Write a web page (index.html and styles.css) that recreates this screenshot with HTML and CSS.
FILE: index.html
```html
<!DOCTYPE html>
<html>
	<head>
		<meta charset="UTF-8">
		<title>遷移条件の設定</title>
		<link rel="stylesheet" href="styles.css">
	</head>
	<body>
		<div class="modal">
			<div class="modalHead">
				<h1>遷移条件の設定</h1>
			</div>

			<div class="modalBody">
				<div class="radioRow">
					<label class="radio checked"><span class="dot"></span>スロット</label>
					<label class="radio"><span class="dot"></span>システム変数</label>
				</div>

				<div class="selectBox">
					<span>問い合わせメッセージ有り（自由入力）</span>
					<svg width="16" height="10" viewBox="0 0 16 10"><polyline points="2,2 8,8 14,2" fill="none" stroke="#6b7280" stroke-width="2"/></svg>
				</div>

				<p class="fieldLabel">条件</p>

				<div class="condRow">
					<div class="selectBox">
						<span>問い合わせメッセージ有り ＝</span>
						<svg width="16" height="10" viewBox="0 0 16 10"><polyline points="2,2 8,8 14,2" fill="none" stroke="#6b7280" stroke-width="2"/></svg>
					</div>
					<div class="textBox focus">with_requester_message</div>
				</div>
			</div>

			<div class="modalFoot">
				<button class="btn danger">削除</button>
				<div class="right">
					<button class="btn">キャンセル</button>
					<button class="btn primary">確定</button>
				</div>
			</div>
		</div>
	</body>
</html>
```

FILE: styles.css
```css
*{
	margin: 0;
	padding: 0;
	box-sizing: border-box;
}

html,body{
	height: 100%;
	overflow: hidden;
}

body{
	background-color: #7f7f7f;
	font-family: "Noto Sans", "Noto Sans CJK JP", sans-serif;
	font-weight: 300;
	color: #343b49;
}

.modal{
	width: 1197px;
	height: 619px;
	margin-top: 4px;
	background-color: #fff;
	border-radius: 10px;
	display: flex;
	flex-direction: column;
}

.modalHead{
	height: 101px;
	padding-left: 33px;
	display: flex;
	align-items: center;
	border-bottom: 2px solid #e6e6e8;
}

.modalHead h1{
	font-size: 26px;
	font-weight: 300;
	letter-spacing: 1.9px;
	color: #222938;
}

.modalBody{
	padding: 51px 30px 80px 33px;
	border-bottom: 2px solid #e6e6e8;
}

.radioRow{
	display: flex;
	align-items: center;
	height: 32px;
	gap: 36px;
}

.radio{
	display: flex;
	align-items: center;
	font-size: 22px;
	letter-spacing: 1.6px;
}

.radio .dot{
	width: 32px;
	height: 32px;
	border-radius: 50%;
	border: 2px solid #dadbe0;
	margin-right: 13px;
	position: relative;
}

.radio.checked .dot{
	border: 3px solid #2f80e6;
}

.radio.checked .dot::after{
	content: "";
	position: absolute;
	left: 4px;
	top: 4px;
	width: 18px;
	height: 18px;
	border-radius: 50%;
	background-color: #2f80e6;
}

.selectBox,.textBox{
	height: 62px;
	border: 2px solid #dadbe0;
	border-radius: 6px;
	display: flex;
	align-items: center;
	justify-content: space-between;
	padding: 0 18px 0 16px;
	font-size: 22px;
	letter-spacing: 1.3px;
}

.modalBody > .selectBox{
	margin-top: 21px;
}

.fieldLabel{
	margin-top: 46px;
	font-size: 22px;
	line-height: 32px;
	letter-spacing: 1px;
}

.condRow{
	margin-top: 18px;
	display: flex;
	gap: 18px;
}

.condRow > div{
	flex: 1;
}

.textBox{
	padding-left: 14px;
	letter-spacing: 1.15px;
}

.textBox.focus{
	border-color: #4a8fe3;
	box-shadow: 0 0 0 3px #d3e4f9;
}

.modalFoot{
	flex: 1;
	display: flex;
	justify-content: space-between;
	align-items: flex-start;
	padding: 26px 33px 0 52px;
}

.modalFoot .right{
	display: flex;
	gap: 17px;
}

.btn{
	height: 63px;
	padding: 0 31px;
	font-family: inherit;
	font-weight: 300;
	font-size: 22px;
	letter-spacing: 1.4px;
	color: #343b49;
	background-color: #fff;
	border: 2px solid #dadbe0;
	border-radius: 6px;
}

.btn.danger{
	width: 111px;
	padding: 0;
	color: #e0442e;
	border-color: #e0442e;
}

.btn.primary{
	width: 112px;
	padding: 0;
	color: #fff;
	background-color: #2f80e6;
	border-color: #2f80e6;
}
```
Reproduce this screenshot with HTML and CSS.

##########

Determine how many lines of the data contain the word "screenshot", and reply with that number only.

**Solution to the exercise**.
2